# Goal of the exercise
Find the lines of data that contain the string "React", then list them.

# Data provided

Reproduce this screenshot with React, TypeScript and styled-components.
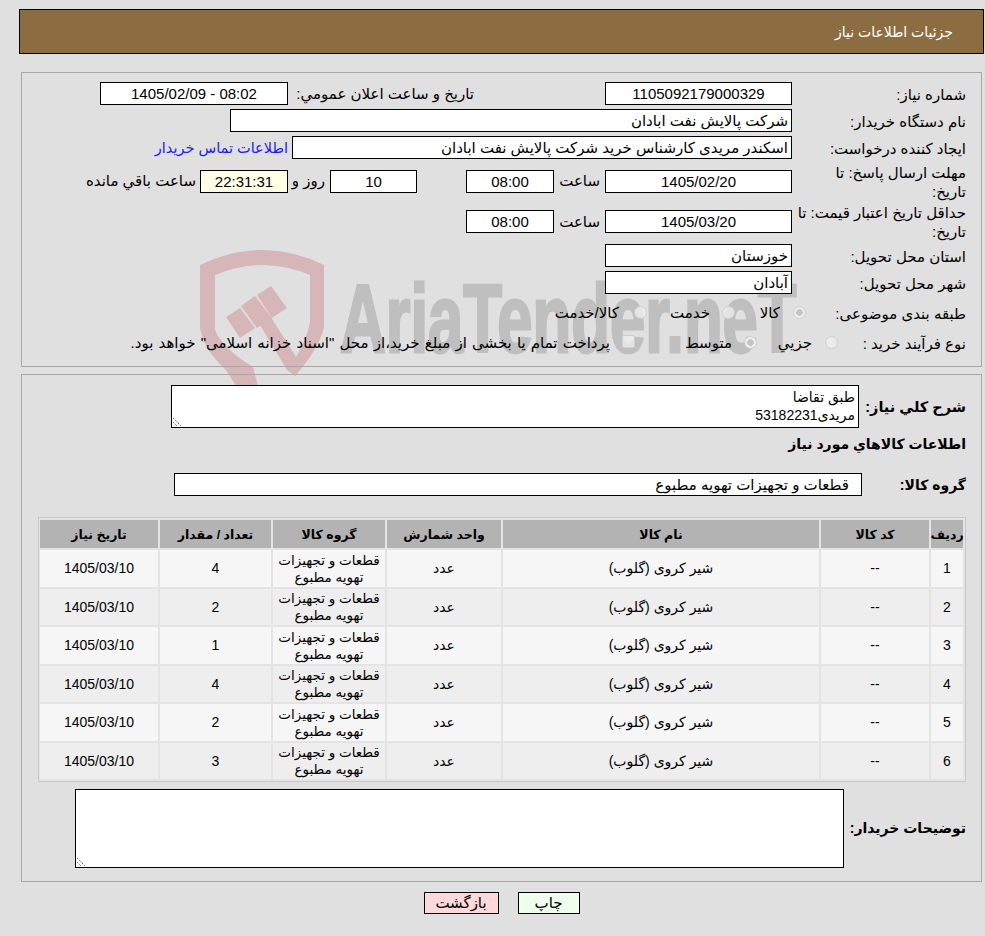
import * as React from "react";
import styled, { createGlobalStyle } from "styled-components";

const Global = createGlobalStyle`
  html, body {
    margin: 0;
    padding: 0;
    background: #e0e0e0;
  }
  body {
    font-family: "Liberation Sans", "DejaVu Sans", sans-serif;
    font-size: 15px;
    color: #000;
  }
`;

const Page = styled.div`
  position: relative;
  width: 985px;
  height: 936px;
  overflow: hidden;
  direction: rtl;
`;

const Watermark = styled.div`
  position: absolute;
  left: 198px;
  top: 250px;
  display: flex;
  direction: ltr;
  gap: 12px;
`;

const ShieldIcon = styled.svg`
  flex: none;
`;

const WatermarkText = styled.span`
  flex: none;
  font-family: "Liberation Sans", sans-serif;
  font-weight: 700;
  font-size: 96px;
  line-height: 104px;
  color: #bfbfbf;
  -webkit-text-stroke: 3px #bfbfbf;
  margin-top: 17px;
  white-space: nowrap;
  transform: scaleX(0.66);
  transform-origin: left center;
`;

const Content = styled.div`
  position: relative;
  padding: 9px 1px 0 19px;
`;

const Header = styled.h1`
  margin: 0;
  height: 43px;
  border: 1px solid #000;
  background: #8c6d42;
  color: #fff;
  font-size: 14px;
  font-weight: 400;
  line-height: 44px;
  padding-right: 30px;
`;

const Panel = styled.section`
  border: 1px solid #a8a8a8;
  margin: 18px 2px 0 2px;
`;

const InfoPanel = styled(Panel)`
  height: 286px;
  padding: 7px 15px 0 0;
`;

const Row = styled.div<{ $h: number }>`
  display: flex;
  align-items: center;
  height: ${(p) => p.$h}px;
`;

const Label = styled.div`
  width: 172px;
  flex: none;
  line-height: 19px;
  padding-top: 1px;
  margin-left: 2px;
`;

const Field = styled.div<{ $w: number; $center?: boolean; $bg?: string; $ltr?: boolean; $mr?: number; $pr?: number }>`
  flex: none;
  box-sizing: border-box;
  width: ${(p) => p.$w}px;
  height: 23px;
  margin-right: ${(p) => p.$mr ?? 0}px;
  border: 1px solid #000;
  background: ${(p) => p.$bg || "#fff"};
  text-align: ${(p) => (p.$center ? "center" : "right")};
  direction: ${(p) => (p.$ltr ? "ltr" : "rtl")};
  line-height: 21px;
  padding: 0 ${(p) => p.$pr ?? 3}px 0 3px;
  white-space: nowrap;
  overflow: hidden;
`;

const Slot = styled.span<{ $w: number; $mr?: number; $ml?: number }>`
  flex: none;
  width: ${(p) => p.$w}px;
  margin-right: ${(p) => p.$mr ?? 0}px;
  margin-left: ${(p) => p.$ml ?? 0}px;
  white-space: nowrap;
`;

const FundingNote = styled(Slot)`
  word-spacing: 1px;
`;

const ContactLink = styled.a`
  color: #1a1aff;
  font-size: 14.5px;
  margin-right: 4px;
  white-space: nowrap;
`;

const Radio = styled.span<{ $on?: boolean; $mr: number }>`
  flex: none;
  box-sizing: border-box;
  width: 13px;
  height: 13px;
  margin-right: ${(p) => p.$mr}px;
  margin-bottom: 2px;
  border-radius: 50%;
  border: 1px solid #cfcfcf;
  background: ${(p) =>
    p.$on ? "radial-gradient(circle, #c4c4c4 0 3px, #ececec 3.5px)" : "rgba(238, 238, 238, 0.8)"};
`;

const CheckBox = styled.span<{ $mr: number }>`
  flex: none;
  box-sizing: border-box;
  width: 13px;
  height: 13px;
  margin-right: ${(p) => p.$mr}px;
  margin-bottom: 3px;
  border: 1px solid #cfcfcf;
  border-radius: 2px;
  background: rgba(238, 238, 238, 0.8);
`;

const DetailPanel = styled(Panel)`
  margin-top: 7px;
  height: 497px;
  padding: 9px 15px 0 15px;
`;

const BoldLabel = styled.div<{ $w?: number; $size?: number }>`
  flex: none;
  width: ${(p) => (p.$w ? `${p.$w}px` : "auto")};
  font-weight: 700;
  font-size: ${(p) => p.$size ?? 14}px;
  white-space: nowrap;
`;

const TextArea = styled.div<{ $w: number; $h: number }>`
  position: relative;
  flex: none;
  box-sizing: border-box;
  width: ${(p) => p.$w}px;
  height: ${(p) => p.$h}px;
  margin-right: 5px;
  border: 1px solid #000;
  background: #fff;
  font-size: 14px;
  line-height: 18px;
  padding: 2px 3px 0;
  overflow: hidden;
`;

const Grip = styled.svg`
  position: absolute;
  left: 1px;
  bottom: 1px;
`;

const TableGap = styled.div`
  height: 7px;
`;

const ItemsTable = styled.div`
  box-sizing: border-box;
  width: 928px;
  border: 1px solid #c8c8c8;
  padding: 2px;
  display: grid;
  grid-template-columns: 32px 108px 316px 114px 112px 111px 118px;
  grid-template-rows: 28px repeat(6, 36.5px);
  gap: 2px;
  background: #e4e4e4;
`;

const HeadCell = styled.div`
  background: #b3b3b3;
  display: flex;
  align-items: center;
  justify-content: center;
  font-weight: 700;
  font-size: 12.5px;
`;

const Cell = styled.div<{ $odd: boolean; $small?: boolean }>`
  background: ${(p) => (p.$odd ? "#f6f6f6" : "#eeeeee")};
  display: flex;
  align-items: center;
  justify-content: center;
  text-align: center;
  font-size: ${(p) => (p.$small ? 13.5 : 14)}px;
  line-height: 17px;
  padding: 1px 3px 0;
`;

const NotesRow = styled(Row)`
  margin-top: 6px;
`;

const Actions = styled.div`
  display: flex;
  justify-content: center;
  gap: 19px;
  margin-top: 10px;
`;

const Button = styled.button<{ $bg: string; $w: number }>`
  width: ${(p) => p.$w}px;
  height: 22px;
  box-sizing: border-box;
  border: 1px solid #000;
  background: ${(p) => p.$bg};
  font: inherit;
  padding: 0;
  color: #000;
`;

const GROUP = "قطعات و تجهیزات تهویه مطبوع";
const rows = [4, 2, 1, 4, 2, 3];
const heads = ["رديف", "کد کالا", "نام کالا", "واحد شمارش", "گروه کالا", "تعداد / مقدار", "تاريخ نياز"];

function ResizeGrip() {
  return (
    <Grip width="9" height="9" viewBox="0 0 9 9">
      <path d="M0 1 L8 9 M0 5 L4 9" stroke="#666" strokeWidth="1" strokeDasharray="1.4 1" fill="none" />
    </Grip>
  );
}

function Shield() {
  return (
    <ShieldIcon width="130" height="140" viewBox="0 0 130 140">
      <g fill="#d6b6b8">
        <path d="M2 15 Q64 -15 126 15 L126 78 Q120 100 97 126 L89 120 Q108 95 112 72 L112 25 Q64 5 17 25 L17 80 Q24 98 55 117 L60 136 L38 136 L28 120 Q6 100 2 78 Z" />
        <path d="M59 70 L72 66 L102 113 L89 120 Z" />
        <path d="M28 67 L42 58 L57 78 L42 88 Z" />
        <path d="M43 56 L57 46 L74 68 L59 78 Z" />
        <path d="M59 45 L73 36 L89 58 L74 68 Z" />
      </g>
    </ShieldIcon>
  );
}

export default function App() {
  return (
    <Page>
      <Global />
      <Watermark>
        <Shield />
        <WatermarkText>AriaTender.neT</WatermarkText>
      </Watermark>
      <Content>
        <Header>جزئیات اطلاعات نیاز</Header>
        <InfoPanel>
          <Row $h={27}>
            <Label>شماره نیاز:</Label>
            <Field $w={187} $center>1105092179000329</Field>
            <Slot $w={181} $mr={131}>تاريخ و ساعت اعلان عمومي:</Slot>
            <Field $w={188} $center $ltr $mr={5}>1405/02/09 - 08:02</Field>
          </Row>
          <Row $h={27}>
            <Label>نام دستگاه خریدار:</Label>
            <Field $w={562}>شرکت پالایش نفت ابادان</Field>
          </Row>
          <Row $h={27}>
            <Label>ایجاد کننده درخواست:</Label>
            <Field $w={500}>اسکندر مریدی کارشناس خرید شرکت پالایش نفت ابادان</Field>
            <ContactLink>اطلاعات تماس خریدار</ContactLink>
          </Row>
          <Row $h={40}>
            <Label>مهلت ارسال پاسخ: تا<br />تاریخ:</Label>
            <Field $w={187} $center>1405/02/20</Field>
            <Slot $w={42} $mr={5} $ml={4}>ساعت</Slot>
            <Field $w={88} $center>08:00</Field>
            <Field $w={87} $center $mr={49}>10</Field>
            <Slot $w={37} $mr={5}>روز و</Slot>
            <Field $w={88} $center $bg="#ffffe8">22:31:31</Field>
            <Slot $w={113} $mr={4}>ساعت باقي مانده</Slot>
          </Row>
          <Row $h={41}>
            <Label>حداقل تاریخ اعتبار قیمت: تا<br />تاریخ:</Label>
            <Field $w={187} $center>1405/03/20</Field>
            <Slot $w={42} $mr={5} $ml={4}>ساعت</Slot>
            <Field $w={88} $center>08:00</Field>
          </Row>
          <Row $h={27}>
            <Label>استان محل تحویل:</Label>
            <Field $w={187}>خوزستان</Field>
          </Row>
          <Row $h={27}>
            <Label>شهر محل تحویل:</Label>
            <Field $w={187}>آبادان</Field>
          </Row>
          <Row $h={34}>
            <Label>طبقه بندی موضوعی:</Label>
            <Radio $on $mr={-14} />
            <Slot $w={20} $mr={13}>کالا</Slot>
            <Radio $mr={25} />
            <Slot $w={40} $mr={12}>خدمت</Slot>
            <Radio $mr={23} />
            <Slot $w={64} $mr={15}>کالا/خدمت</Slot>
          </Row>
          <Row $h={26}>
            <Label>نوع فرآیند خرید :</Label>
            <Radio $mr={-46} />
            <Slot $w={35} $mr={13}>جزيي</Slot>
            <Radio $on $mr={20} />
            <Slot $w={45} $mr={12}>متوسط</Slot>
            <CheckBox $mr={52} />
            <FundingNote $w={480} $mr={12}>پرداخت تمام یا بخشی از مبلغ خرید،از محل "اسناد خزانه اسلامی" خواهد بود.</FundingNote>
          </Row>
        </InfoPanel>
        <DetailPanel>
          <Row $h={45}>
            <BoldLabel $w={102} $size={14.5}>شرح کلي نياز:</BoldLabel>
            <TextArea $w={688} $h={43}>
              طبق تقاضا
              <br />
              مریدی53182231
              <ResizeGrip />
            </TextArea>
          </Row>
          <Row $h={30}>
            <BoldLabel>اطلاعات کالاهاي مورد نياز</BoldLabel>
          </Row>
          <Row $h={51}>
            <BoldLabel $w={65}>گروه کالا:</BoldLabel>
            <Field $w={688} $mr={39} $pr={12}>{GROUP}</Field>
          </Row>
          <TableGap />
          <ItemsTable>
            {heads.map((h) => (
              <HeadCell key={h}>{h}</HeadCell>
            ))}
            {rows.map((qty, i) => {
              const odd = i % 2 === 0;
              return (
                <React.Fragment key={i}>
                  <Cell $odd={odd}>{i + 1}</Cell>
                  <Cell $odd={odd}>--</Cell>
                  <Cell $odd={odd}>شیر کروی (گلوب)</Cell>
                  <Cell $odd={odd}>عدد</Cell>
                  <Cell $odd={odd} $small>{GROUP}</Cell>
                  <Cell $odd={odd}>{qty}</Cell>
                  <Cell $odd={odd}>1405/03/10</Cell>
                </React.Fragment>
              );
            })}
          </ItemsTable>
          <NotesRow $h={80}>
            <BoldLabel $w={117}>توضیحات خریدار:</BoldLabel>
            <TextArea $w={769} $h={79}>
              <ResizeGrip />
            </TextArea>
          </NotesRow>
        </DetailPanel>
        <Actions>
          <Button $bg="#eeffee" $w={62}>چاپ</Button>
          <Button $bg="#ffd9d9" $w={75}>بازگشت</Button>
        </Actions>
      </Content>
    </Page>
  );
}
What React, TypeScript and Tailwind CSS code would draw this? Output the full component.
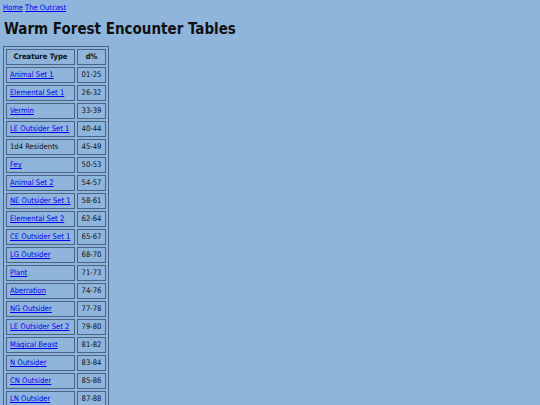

# Expected answer
Reproduce this screenshot with React, TypeScript and styled-components.
import * as React from "react";
                <React.Fragment key={i}>
                </React.Fragment>
What React, TypeScript and Tailwind CSS code would draw this? Output the full component.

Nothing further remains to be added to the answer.